-- START OF Records for the task --
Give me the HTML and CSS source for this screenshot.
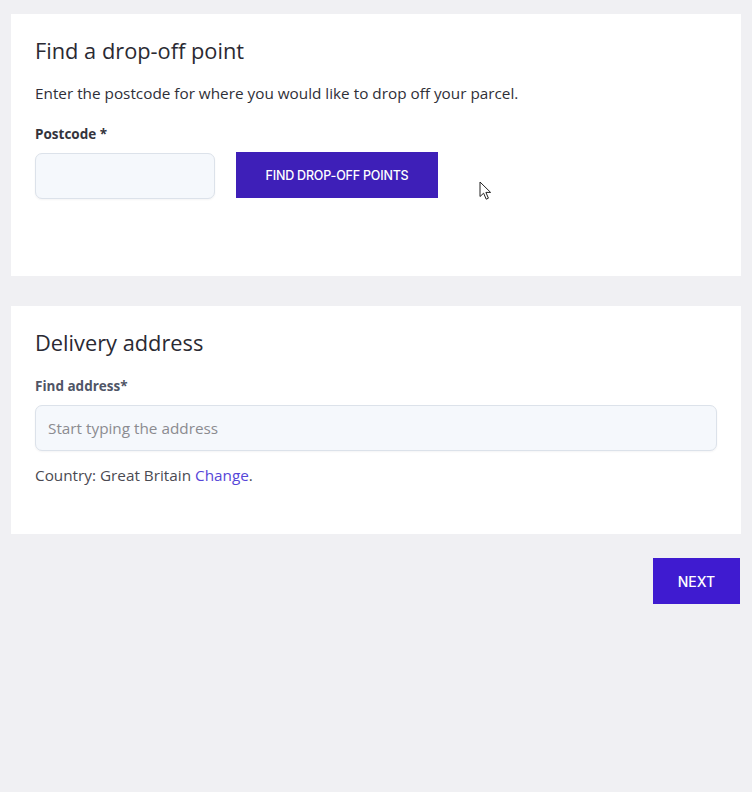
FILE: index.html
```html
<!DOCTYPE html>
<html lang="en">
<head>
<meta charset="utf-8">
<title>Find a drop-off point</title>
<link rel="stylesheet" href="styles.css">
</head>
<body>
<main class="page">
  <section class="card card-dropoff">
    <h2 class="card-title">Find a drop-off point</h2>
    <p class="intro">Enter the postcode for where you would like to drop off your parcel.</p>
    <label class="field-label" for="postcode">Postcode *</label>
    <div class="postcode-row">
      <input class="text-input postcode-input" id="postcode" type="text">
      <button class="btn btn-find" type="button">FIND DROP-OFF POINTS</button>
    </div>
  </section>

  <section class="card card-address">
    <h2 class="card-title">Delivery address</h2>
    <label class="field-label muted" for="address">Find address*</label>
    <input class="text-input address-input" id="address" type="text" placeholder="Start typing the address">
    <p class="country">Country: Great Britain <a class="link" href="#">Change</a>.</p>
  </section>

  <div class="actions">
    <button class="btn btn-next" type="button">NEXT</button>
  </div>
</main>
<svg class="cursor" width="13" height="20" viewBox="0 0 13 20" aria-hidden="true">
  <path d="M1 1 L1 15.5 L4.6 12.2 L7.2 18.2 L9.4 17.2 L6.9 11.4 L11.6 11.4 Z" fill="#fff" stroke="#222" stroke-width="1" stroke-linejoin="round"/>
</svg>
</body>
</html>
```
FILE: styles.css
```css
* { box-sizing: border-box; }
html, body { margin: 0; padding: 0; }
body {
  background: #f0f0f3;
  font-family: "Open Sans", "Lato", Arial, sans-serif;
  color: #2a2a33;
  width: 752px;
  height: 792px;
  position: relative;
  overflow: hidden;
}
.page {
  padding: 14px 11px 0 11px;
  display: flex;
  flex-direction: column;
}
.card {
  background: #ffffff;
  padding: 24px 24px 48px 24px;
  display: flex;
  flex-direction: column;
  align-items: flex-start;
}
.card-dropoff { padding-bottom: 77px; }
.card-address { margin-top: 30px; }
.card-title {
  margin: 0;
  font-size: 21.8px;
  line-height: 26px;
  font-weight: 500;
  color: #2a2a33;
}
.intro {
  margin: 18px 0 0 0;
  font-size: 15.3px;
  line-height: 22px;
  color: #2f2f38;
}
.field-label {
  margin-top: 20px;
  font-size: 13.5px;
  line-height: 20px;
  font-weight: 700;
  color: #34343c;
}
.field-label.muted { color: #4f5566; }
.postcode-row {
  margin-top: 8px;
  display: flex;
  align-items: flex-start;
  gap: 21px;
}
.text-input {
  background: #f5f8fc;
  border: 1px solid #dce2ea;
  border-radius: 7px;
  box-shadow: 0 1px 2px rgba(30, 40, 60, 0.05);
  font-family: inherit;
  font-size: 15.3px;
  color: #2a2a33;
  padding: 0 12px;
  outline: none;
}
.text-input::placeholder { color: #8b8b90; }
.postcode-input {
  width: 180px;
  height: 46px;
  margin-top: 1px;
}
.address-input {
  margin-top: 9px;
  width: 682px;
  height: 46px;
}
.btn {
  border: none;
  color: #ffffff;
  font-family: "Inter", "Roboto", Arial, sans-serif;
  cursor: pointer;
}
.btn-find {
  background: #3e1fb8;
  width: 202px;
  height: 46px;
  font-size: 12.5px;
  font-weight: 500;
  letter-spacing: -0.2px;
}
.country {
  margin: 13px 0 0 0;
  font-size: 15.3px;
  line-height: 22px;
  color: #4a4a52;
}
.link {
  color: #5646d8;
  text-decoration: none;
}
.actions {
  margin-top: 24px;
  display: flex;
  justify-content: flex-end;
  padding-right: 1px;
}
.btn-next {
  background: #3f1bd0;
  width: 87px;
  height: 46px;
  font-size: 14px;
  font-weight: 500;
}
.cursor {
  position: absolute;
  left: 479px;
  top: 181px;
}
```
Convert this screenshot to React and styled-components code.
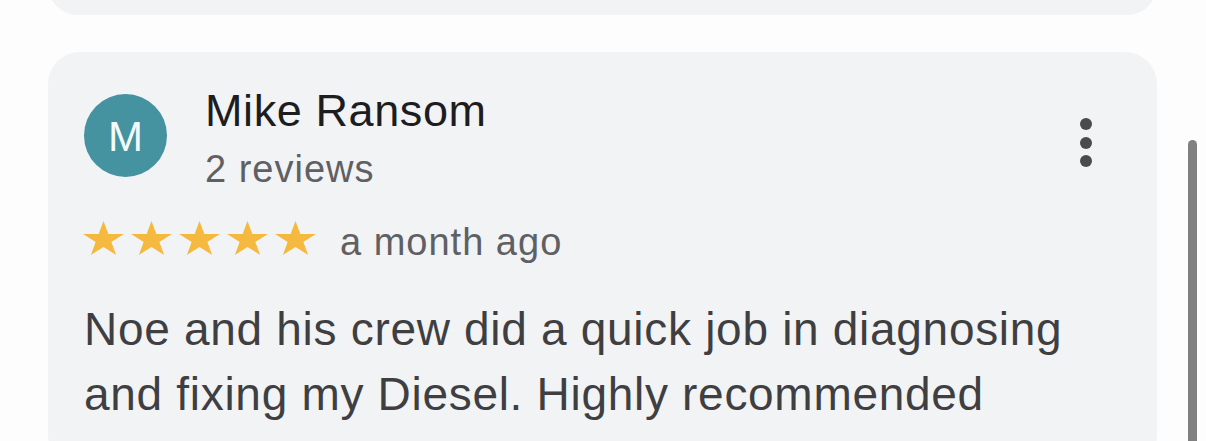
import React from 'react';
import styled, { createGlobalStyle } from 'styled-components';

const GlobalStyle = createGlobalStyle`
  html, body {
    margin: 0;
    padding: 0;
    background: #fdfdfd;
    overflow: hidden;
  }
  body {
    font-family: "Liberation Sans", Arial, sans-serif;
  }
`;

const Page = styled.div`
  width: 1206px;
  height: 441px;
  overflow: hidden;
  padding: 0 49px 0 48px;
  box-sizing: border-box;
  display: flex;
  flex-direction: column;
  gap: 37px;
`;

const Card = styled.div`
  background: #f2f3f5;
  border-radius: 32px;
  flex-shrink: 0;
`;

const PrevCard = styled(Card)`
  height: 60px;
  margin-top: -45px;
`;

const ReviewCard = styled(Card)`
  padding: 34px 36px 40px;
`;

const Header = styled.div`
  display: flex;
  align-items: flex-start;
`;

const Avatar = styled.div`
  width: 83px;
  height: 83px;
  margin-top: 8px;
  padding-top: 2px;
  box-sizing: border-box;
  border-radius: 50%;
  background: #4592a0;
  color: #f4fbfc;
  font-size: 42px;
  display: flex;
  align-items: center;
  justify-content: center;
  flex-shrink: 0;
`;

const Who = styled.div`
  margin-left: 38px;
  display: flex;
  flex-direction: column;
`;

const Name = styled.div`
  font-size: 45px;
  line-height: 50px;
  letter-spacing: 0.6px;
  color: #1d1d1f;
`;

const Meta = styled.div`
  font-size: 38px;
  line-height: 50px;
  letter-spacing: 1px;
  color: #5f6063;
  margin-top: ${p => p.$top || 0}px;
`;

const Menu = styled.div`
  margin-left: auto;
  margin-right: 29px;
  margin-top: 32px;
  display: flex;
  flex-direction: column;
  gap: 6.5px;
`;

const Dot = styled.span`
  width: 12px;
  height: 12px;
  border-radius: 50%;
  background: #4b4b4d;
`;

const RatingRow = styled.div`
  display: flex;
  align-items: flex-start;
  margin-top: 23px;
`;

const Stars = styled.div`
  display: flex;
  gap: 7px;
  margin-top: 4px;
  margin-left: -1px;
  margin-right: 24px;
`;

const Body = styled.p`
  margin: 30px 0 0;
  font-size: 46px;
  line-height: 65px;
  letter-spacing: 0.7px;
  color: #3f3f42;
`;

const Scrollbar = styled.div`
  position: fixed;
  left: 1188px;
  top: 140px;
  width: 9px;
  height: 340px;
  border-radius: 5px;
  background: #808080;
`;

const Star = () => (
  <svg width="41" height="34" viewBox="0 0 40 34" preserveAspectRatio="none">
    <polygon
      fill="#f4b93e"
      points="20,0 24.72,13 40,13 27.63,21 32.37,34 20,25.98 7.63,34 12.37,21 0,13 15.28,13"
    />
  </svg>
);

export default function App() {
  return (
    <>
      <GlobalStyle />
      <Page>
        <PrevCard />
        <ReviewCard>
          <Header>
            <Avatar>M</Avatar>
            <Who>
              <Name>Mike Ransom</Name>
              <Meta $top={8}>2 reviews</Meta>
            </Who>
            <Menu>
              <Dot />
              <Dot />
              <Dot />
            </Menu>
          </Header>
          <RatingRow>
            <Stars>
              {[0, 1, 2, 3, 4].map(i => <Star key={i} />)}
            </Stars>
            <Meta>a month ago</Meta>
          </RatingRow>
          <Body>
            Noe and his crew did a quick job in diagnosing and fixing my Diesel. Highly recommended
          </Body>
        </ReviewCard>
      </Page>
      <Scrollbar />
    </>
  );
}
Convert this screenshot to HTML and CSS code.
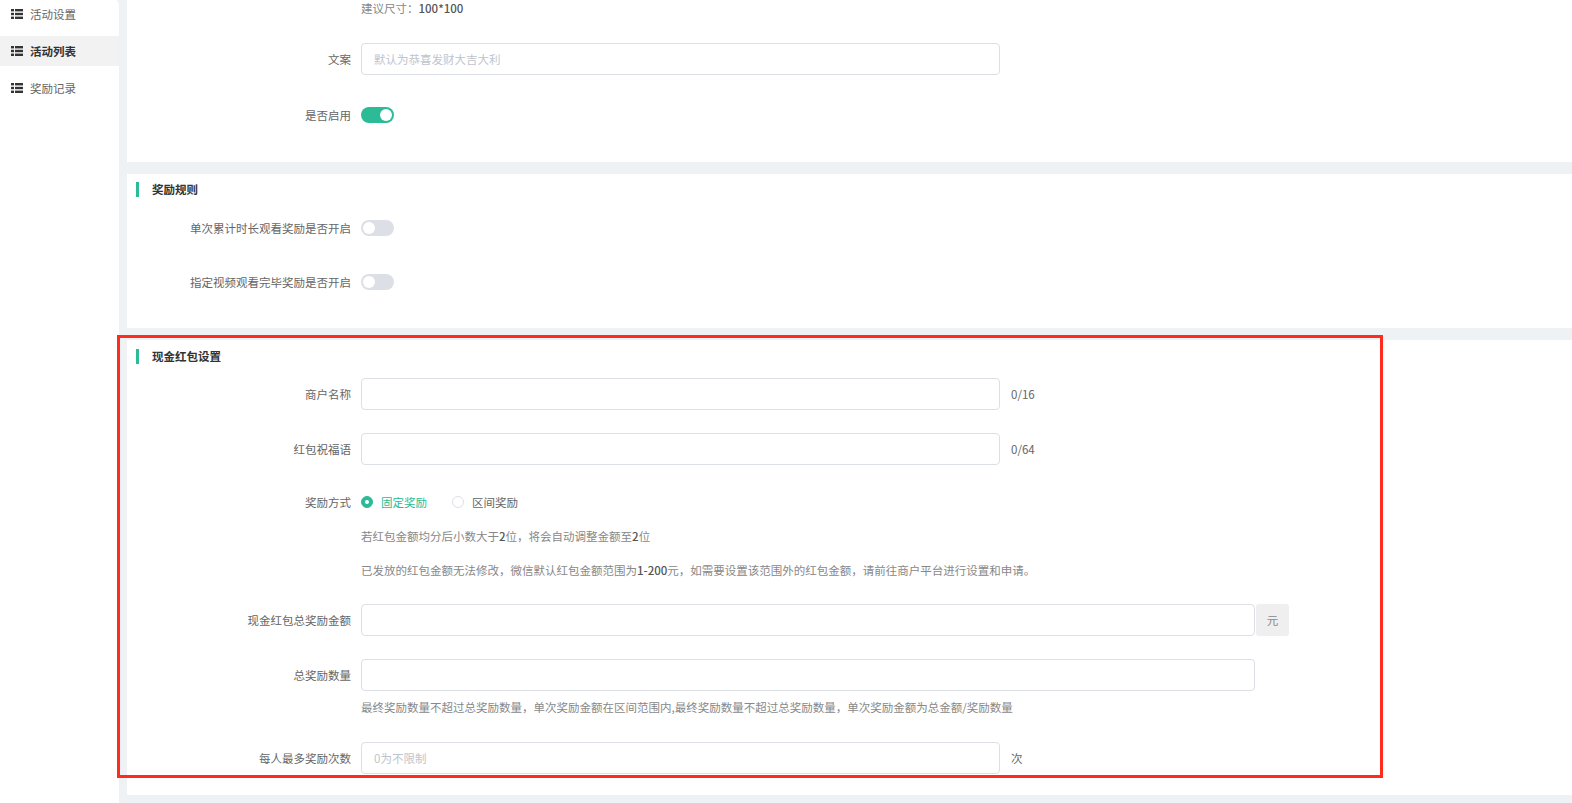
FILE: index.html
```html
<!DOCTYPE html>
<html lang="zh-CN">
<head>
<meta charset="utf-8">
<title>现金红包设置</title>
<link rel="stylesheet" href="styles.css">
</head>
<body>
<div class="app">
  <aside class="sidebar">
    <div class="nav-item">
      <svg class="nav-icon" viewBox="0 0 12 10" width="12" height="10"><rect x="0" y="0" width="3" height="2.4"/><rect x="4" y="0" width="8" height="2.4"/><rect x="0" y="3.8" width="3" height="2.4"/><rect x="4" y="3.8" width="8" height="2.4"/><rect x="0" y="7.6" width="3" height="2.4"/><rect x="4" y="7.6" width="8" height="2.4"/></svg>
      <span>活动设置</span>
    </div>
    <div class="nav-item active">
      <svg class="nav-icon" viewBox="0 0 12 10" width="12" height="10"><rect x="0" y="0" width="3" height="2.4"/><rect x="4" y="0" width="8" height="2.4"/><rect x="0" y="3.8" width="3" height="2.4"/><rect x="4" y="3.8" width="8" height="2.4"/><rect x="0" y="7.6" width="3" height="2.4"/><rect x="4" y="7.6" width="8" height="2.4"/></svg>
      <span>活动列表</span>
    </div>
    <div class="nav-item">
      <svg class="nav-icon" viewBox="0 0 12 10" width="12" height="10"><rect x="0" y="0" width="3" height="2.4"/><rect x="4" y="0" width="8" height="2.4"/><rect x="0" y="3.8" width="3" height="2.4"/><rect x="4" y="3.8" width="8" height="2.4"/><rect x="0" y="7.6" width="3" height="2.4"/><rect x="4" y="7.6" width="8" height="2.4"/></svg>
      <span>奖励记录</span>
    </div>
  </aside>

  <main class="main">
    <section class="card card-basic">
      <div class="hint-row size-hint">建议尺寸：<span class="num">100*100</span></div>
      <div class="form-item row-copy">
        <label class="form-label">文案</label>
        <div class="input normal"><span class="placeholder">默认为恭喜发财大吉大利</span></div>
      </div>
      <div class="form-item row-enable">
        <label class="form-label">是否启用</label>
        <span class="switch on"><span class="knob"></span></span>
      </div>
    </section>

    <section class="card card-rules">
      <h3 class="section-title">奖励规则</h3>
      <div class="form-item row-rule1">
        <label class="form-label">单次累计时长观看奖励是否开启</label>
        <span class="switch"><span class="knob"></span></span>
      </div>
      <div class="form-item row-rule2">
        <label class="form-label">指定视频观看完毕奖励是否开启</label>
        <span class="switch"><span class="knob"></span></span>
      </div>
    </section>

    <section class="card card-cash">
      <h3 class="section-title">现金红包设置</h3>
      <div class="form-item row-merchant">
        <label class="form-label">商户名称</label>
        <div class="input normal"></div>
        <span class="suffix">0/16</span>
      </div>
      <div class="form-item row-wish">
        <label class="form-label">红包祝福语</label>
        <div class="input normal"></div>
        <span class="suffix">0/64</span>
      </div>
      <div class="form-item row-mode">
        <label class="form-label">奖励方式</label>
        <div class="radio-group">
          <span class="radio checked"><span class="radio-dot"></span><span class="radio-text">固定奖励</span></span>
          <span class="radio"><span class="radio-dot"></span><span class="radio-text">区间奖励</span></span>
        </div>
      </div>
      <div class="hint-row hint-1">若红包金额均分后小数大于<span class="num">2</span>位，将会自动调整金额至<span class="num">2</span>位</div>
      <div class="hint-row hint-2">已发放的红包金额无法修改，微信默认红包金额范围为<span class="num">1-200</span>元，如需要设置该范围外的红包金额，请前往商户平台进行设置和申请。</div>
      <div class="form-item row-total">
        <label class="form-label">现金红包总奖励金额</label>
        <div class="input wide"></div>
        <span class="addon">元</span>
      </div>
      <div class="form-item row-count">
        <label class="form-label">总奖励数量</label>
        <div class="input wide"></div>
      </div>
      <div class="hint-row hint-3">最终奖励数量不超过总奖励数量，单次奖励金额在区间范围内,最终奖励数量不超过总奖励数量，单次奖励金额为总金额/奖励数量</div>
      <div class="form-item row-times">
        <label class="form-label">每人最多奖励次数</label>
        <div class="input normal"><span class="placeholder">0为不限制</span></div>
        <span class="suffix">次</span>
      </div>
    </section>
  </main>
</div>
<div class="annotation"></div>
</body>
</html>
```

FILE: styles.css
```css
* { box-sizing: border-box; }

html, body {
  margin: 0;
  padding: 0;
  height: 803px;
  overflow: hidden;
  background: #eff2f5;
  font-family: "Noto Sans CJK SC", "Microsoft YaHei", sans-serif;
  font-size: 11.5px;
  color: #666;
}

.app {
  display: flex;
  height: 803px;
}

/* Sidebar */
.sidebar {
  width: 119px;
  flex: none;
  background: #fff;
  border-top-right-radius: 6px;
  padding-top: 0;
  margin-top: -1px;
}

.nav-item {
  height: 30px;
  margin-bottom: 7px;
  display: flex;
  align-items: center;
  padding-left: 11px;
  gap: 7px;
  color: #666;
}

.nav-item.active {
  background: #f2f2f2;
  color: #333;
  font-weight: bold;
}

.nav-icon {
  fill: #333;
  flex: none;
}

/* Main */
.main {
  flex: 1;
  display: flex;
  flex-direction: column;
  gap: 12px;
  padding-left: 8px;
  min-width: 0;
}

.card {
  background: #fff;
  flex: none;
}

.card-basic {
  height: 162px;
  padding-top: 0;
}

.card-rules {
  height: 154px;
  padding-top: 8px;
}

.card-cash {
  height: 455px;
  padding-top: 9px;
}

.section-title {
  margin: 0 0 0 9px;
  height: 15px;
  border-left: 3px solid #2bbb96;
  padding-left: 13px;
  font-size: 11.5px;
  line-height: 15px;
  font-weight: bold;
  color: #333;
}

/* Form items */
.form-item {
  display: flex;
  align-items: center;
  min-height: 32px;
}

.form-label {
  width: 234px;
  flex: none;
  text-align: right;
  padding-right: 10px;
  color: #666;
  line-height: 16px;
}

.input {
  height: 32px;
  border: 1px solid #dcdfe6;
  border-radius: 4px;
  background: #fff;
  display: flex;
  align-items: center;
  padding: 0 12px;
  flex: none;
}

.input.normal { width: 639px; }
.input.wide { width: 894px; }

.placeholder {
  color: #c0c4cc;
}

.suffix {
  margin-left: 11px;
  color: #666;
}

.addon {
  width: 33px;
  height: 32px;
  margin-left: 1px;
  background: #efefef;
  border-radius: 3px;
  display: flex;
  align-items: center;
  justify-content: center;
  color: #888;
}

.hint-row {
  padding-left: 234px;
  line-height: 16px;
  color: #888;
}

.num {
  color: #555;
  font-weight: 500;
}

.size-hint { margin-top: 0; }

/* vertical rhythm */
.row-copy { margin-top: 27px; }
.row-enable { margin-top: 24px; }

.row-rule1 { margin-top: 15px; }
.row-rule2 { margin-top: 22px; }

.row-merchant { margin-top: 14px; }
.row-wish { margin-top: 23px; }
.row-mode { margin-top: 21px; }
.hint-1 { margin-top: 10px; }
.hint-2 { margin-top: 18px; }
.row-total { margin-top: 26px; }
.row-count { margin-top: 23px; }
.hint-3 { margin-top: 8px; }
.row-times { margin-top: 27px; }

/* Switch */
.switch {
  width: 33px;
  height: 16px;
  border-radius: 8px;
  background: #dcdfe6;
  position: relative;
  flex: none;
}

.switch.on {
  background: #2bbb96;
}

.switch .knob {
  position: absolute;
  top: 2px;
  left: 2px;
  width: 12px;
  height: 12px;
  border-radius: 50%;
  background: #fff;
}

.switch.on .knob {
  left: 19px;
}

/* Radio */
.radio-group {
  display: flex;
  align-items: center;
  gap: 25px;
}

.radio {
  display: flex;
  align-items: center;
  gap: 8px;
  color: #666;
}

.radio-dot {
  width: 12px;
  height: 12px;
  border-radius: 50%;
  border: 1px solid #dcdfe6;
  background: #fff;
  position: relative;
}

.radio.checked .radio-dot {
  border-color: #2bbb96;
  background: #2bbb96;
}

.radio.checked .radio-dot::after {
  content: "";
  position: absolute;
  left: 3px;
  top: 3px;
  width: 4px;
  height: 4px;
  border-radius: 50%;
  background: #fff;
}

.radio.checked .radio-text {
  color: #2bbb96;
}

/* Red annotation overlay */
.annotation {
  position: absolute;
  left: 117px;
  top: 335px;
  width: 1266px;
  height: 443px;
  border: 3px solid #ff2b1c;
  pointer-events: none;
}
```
-- END OF Records for the task --
__What needs to be done__: Within the listing above, find every line containing the string "components" and return it.

__Written answer__:
Convert this screenshot to React and styled-components code.
import styled, { createGlobalStyle } from 'styled-components';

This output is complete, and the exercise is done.